Hal tersebut, sambung Dadang, disambut gembira oleh wartawan. Contohnya saat Ali bercerita soal kritik media harian Merdeka yang memuat soal “cukup banyak bapak-bapak kita yang berbicara seperti menghadapi teka-teki silang, kata-kata ke sini, tapi maksud ke sana. Sehingga sukar dimengerti". Sedang Ali, lanjut Dadang, ia mengaku suka bicara polos, seadanya, dan memberi kemungkinan untuk bebas dikritik.
Dadang mengatakan, sejak tahun 1967 banyak hal dilakukan Ali Sadikin untuk para wartawan. Misalnya, kata Dadang, Ali menyiapkan lahan yang cukup luas untuk pemukiman para wartawan. Wartawan di Jakarta saat itu memerlukan tempat tinggal. Ali hadir membantu mereka. Ali siapkan lahan di Kebon Nanas.
"Bang Ali bilang begini, 'Saya ingin membantu para wartawan di bidang kesejahteraan mereka. Saya tidak mengharapkan apa-apa dari mereka dengan memberikan bantuan itu. Saya lakukan itu tanpa pamrih'," ucap Dadang.

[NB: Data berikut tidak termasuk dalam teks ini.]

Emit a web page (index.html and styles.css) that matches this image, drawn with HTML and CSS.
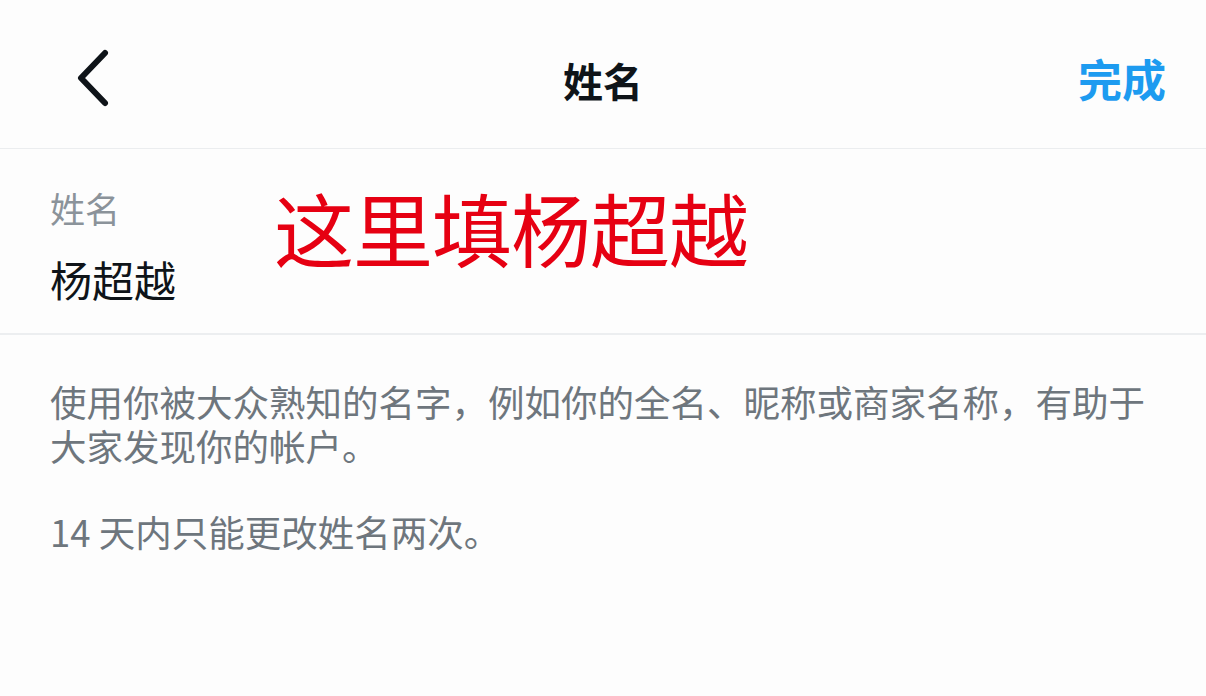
FILE: index.html
```html
<!DOCTYPE html>
<html lang="zh-CN">
<head>
<meta charset="utf-8">
<title>姓名</title>
<link rel="stylesheet" href="styles.css">
</head>
<body>
<div class="screen">
  <header class="nav">
    <button class="nav-back" aria-label="返回">
      <svg width="40" height="60" viewBox="0 0 40 60" fill="none">
        <path d="M30 5 L6 30 L30 55" stroke="#0f1419" stroke-width="6" stroke-linecap="round" stroke-linejoin="round"/>
      </svg>
    </button>
    <h1 class="nav-title">姓名</h1>
    <button class="nav-done">完成</button>
  </header>

  <section class="field">
    <div class="field-main">
      <div class="field-label">姓名</div>
      <div class="field-value">杨超越</div>
    </div>
    <div class="field-note">这里填杨超越</div>
  </section>

  <section class="hint">
    <p>使用你被大众熟知的名字，例如你的全名、昵称或商家名称，有助于大家发现你的帐户。</p>
    <p>14 天内只能更改姓名两次。</p>
  </section>
</div>
</body>
</html>
```

FILE: styles.css
```css
html, body {
  margin: 0;
  padding: 0;
  background: #fdfdfd;
}

body {
  font-family: "Noto Sans CJK SC", "Noto Sans", sans-serif;
  color: #0f1419;
  width: 1206px;
  height: 696px;
  overflow: hidden;
}

.screen {
  display: flex;
  flex-direction: column;
}

/* top navigation bar */
.nav {
  height: 149px;
  display: grid;
  grid-template-columns: 1fr auto 1fr;
  align-items: center;
  padding: 0 40px;
  border-bottom: 1px solid #ebedef;
  box-sizing: border-box;
}

.nav-back {
  justify-self: start;
  background: none;
  border: 0;
  padding: 0;
  display: flex;
  margin: 8px 0 0 35px;
}

.nav-title {
  margin: 12px 0 0;
  font-size: 40px;
  font-weight: 700;
  line-height: 1;
}

.nav-done {
  justify-self: end;
  background: none;
  border: 0;
  padding: 0;
  font-family: inherit;
  font-size: 44px;
  font-weight: 700;
  color: #1d9bf0;
  line-height: 1;
  margin-top: 8px;
}

/* name field */
.field {
  height: 186px;
  box-sizing: border-box;
  border-bottom: 2px solid #eceef0;
  display: flex;
  align-items: flex-start;
  padding: 0 50px;
  gap: 98px;
}

.field-main {
  display: flex;
  flex-direction: column;
}

.field-label {
  font-size: 35px;
  line-height: 1;
  color: #8b939a;
  margin-top: 41px;
}

.field-value {
  font-size: 42px;
  line-height: 1;
  color: #0f1419;
  margin-top: 33px;
}

.field-note {
  font-size: 80px;
  line-height: 1;
  color: #e60012;
  margin-top: 37px;
  letter-spacing: -1px;
}

/* helper text */
.hint {
  padding: 45px 50px 0;
}

.hint p {
  margin: 0 0 42px;
  font-size: 36.5px;
  line-height: 44px;
  color: #6e767d;
}
```
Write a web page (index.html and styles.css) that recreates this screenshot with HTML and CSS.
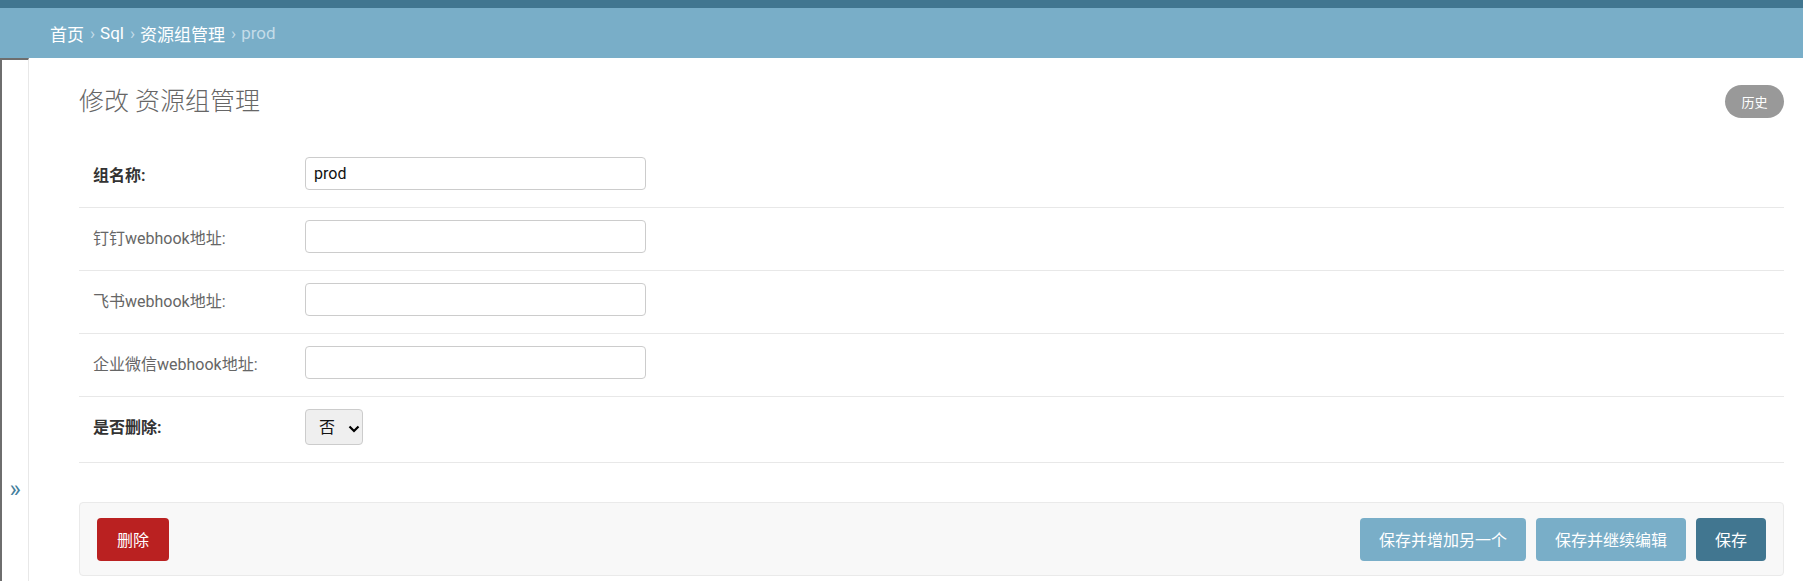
FILE: index.html
```html
<!DOCTYPE html>
<html lang="zh-CN">
<head>
<meta charset="utf-8">
<title>修改 资源组管理</title>
<link rel="stylesheet" href="styles.css">
</head>
<body>
<div class="topbar"></div>
<nav class="breadcrumbs">
  <a href="#">首页</a><span class="sep">›</span><a href="#">Sql</a><span class="sep">›</span><a href="#">资源组管理</a><span class="sep">›</span><span class="current">prod</span>
</nav>
<div class="main">
  <button class="toggle-nav" type="button"><span class="toggle-glyph">»</span></button>
  <div class="content">
    <div class="title-row">
      <h1 class="title">修改 资源组管理</h1>
      <a class="history" href="#">历史</a>
    </div>
    <form class="form">
      <div class="form-row">
        <label class="label required">组名称:</label>
        <input class="text-input" type="text" value="prod">
      </div>
      <div class="form-row">
        <label class="label">钉钉webhook地址:</label>
        <input class="text-input" type="text" value="">
      </div>
      <div class="form-row">
        <label class="label">飞书webhook地址:</label>
        <input class="text-input" type="text" value="">
      </div>
      <div class="form-row">
        <label class="label">企业微信webhook地址:</label>
        <input class="text-input" type="text" value="">
      </div>
      <div class="form-row">
        <label class="label required">是否删除:</label>
        <select class="select"><option>否</option><option>是</option></select>
      </div>
      <div class="submit-row">
        <a class="btn btn-delete" href="#">删除</a>
        <div class="spacer"></div>
        <button class="btn btn-light" type="button">保存并增加另一个</button>
        <button class="btn btn-light" type="button">保存并继续编辑</button>
        <button class="btn btn-dark" type="button">保存</button>
      </div>
    </form>
  </div>
</div>
</body>
</html>
```
FILE: styles.css
```css
* { box-sizing: border-box; }
html, body { margin: 0; padding: 0; }
body {
  font-family: Roboto, "Noto Sans CJK SC", sans-serif;
  color: #333;
  background: #fff;
  height: 581px;
  overflow: hidden;
}
.topbar { height: 8px; background: #417690; }
.breadcrumbs {
  height: 50px;
  background: #79aec8;
  padding-left: 50px;
  display: flex;
  align-items: center;
  font-size: 17px;
  color: #c4dce8;
}
.breadcrumbs a { color: #fff; text-decoration: none; }
.breadcrumbs .sep { margin: 0 5px 0 6px; }
.breadcrumbs .current { color: #c4dce8; }
.main { display: flex; height: 523px; }
.toggle-nav {
  flex: 0 0 29px;
  width: 29px;
  border: 0;
  border-left: 2px solid #6e6e6e;
  border-top: 2px solid #6e6e6e;
  border-right: 1px solid #e8e8e8;
  background: #fff;
  padding: 0;
  display: flex;
  justify-content: center;
  align-items: flex-start;
  color: #447e9b;
  font-size: 24px;
  font-family: Roboto, sans-serif;
  line-height: 23px;
  padding-top: 418px;
}
.toggle-glyph { display: block; }
.content {
  flex: 1;
  padding: 27px 19px 0 50px;
}
.title-row {
  display: flex;
  align-items: center;
  justify-content: space-between;
  height: 33px;
}
.title {
  margin: 0;
  font-size: 25px;
  font-weight: 300;
  color: #666;
  line-height: 30px;
}
.history {
  display: flex;
  align-items: center;
  justify-content: center;
  height: 33px;
  width: 59px;
  border-radius: 17px;
  background: #999;
  color: #fff;
  font-size: 13px;
  text-decoration: none;
}
.form { margin-top: 27px; }
.form-row {
  display: flex;
  align-items: flex-start;
  padding: 12px 0 17px 14px;
  border-bottom: 1px solid #e8e8e8;
}
.label {
  flex: 0 0 212px;
  font-size: 16px;
  line-height: 20px;
  padding-top: 9px;
  color: #666;
}
.label.required { font-weight: bold; color: #333; }
.text-input {
  width: 341px;
  height: 33px;
  border: 1px solid #ccc;
  border-radius: 4px;
  padding: 0 8px;
  font-family: Roboto, "Noto Sans CJK SC", sans-serif;
  font-size: 16px;
  color: #111;
  background: #fff;
}
.select {
  -webkit-appearance: none;
  appearance: none;
  width: 58px;
  height: 36px;
  border: 1px solid #ccc;
  border-radius: 4px;
  background-color: #efefef;
  background-image: url("data:image/svg+xml,%3Csvg xmlns='http://www.w3.org/2000/svg' width='12' height='8' viewBox='0 0 12 8'%3E%3Cpath d='M1.5 1.5 L6 6 L10.5 1.5' fill='none' stroke='%23000' stroke-width='2.2'/%3E%3C/svg%3E");
  background-repeat: no-repeat;
  background-position: 42px 15px;
  padding: 0 0 0 13px;
  font-family: Roboto, "Noto Sans CJK SC", sans-serif;
  font-size: 16px;
  color: #111;
}
.submit-row {
  display: flex;
  align-items: center;
  margin-top: 39px;
  height: 74px;
  padding: 0 17px;
  background: #f8f8f8;
  border: 1px solid #eaeaea;
  border-radius: 4px;
}
.spacer { flex: 1; }
.btn {
  display: flex;
  align-items: center;
  justify-content: center;
  height: 43px;
  padding: 0 19px;
  border: 0;
  border-radius: 4px;
  font-family: Roboto, "Noto Sans CJK SC", sans-serif;
  font-size: 16px;
  color: #fff;
  text-decoration: none;
  margin-left: 10px;
}
.btn-delete { background: #ba2121; margin-left: 0; padding: 0 20px; }
.btn-light { background: #79aec8; }
.btn-dark { background: #417690; }
```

Kemudian Dadang mengisahkan saat Ali Sadikin di depan forum-forum wartawan berbicara bahwa di samping perlunya dilaksanakan hak pers untuk menyatakan pendapat mereka secara bebas, pers juga harus memerhatikan hak publik untuk memiliki adequate press. "Harapan Bang Ali, Jakarta memiliki banyak surat kabar yang mencerminkan terpenuhinya secara seimbang kedua kepentingan itu," pungkasnya.